It may be only in its first year but SCENE – Manchester’s box-fresh festival of LGBTQ+ film and television – has immediately hit its stride.

Thoughtfully curated throughout, tonight’s screening is the first episode of one of 2024’s televisual highlights: the beautifully nuanced, emotionally devastating and ultimately hopeful Lost Boys & Fairies. A tale of gay adoption in Cardiff threaded through with song, it could open the doors of the hardest heart.  

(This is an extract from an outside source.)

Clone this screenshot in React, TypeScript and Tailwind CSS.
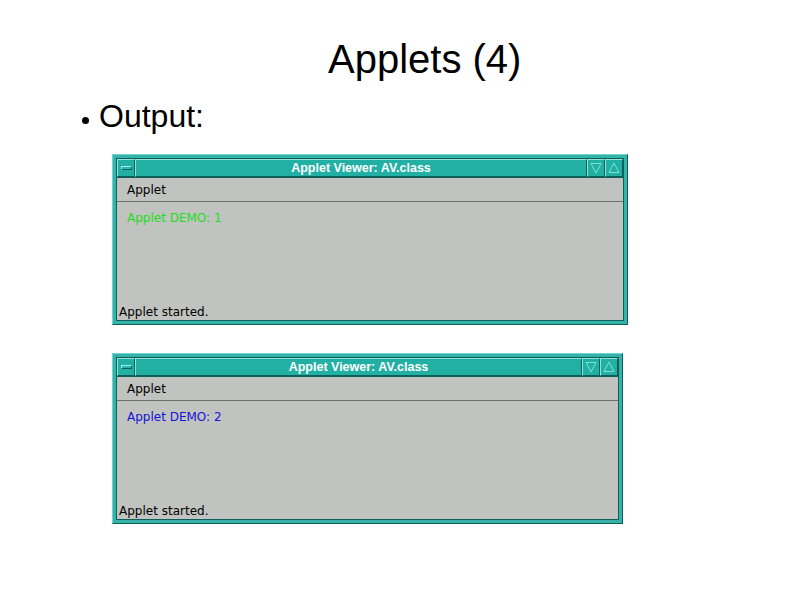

At second sight and on the big screen, the opening third of the short series, introducing long-time partners Gabriel and Andy as each reveals themselves in the face of the exacting scrutiny of the assessment process judging their fitness to be parents, hardly misses a beat and rarely hits a false note. The dialogue in particular is a delight, spanning the breadth from the droll to the heartbreaking.

When, in flashback, Gabriel answers Andy’s almost demure request for a kiss, his “no one’s ever asked my permission before” speaks of a lifetime of being taken for granted, and the low self-esteem that both underpins and is perpetuated by it. At the other end of the scale, potential adoptee Jake takes heart-stealing relish in quoting Gabriel’s bitter dismissal of a rival would-be adopter back at him: “But she’s a massive twat.”  

The episode culminates in an exquisite sequence, set to one of the songs that Gabriel performs as a drag artist, Peter Sarstedt’s ineffably yearning 1969 hit, Where Do You Go To (My Lovely)? The montage, brought together by writer Daf James and director James Kent, makes powerful and intuitive use of pop music’s power to open portals in time, crocheting together the heartstrings that knit Gabriel to his past, to Andy and, ultimately, to Jake.  

Once the curtain comes down on the screening, Daf James and actor Sion Daniel Young, who plays Gabriel, are interviewed with warmth and curiosity by Gaydio’s Dave Cooper.

James readily acknowledges how Lost Boys draws upon his own life, not only in the fact that he and his husband have been through the adoption process, but also in the demons that Gabriel wrestles with, or, as he puts it: “These experiences I’ve lived in my life due to queer shame. I was not an equal growing up, there’s decades and decades of insidious trauma.”

It’s not entirely autobiographical, of course. In particular, Neverland, the club in which Gabriel performs, is the place that James wishes had existed when, as a young man, although he found “solace in the clubs in Cardiff, the music never really spoke to me”.  

He continues: “Growing up, I was constantly seeing things that didn’t represent my experience.” Nevertheless, James is quick to acknowledge how, in bringing a bilingual drama about gay adoption to a mainstream time slot, production company Duck Soup and the BBC were both fully supportive. In fact, he says that “the BBC, from the beginning, pushed me further into that”.  

Ultimately, it is also James, asked about his artistic intentions, who succinctly sums up the Lost Boys achievement. In inviting its audience “to be entertained, to be moved, to think about things differently”, it succeeds in all of these aims.